## Begin

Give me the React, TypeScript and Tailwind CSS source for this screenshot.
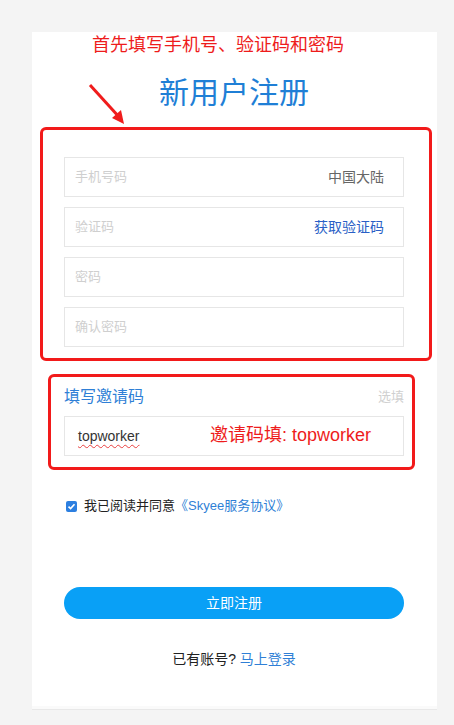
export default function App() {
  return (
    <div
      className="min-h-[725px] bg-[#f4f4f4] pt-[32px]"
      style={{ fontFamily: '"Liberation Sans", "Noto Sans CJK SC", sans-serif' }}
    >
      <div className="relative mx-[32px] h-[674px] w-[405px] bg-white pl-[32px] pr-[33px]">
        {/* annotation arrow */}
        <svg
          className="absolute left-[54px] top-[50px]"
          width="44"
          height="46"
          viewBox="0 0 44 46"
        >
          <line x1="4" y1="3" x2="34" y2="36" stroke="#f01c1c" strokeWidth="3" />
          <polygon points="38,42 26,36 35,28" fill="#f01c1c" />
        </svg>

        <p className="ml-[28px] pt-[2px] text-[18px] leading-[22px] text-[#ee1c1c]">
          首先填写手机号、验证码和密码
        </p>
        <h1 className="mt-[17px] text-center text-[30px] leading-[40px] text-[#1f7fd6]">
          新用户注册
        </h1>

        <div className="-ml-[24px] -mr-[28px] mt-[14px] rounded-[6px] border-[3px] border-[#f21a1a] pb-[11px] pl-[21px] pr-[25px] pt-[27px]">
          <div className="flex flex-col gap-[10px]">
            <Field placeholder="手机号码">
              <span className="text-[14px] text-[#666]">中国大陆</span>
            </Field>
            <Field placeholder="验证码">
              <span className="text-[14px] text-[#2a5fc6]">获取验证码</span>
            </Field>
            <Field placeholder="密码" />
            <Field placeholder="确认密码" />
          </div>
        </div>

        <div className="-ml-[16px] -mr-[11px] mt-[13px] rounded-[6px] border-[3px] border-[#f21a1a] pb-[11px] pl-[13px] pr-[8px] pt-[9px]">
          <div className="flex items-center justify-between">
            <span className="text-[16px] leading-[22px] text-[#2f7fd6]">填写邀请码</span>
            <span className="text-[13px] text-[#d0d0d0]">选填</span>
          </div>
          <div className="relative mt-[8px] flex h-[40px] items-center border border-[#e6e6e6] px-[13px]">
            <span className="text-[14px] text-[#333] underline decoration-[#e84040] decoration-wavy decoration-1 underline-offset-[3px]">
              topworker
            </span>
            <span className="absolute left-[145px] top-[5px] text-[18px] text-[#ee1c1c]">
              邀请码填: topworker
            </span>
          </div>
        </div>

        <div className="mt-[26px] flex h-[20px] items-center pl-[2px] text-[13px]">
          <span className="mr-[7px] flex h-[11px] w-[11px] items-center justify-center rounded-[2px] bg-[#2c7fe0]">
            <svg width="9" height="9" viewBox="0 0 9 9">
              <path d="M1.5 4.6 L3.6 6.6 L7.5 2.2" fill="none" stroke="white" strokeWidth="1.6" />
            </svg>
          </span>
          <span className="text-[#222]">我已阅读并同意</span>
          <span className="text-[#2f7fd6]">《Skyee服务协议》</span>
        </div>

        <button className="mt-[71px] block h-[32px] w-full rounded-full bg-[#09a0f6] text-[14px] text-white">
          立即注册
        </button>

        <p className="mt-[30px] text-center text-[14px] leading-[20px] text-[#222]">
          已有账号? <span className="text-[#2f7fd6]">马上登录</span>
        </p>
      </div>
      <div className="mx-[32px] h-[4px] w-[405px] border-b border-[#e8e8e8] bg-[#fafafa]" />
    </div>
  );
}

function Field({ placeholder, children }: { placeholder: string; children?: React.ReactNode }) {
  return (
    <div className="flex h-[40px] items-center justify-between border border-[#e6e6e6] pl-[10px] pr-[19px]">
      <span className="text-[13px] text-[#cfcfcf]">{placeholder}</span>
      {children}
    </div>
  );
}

## End

__To do__.
Retype each line of the listing above word for word. Exclude the pictures.

__Solution to the exercise__.
Give me the React, TypeScript and Tailwind CSS source for this screenshot.
export default function App() {
  return (
    <div
      className="min-h-[725px] bg-[#f4f4f4] pt-[32px]"
      style={{ fontFamily: '"Liberation Sans", "Noto Sans CJK SC", sans-serif' }}
    >
      <div className="relative mx-[32px] h-[674px] w-[405px] bg-white pl-[32px] pr-[33px]">
        {/* annotation arrow */}
        <svg
          className="absolute left-[54px] top-[50px]"
          width="44"
          height="46"
          viewBox="0 0 44 46"
        >
          <line x1="4" y1="3" x2="34" y2="36" stroke="#f01c1c" strokeWidth="3" />
          <polygon points="38,42 26,36 35,28" fill="#f01c1c" />
        </svg>

        <p className="ml-[28px] pt-[2px] text-[18px] leading-[22px] text-[#ee1c1c]">
          首先填写手机号、验证码和密码
        </p>
        <h1 className="mt-[17px] text-center text-[30px] leading-[40px] text-[#1f7fd6]">
          新用户注册
        </h1>

        <div className="-ml-[24px] -mr-[28px] mt-[14px] rounded-[6px] border-[3px] border-[#f21a1a] pb-[11px] pl-[21px] pr-[25px] pt-[27px]">
          <div className="flex flex-col gap-[10px]">
            <Field placeholder="手机号码">
              <span className="text-[14px] text-[#666]">中国大陆</span>
            </Field>
            <Field placeholder="验证码">
              <span className="text-[14px] text-[#2a5fc6]">获取验证码</span>
            </Field>
            <Field placeholder="密码" />
            <Field placeholder="确认密码" />
          </div>
        </div>

        <div className="-ml-[16px] -mr-[11px] mt-[13px] rounded-[6px] border-[3px] border-[#f21a1a] pb-[11px] pl-[13px] pr-[8px] pt-[9px]">
          <div className="flex items-center justify-between">
            <span className="text-[16px] leading-[22px] text-[#2f7fd6]">填写邀请码</span>
            <span className="text-[13px] text-[#d0d0d0]">选填</span>
          </div>
          <div className="relative mt-[8px] flex h-[40px] items-center border border-[#e6e6e6] px-[13px]">
            <span className="text-[14px] text-[#333] underline decoration-[#e84040] decoration-wavy decoration-1 underline-offset-[3px]">
              topworker
            </span>
            <span className="absolute left-[145px] top-[5px] text-[18px] text-[#ee1c1c]">
              邀请码填: topworker
            </span>
          </div>
        </div>

        <div className="mt-[26px] flex h-[20px] items-center pl-[2px] text-[13px]">
          <span className="mr-[7px] flex h-[11px] w-[11px] items-center justify-center rounded-[2px] bg-[#2c7fe0]">
            <svg width="9" height="9" viewBox="0 0 9 9">
              <path d="M1.5 4.6 L3.6 6.6 L7.5 2.2" fill="none" stroke="white" strokeWidth="1.6" />
            </svg>
          </span>
          <span className="text-[#222]">我已阅读并同意</span>
          <span className="text-[#2f7fd6]">《Skyee服务协议》</span>
        </div>

        <button className="mt-[71px] block h-[32px] w-full rounded-full bg-[#09a0f6] text-[14px] text-white">
          立即注册
        </button>

        <p className="mt-[30px] text-center text-[14px] leading-[20px] text-[#222]">
          已有账号? <span className="text-[#2f7fd6]">马上登录</span>
        </p>
      </div>
      <div className="mx-[32px] h-[4px] w-[405px] border-b border-[#e8e8e8] bg-[#fafafa]" />
    </div>
  );
}

function Field({ placeholder, children }: { placeholder: string; children?: React.ReactNode }) {
  return (
    <div className="flex h-[40px] items-center justify-between border border-[#e6e6e6] pl-[10px] pr-[19px]">
      <span className="text-[13px] text-[#cfcfcf]">{placeholder}</span>
      {children}
    </div>
  );
}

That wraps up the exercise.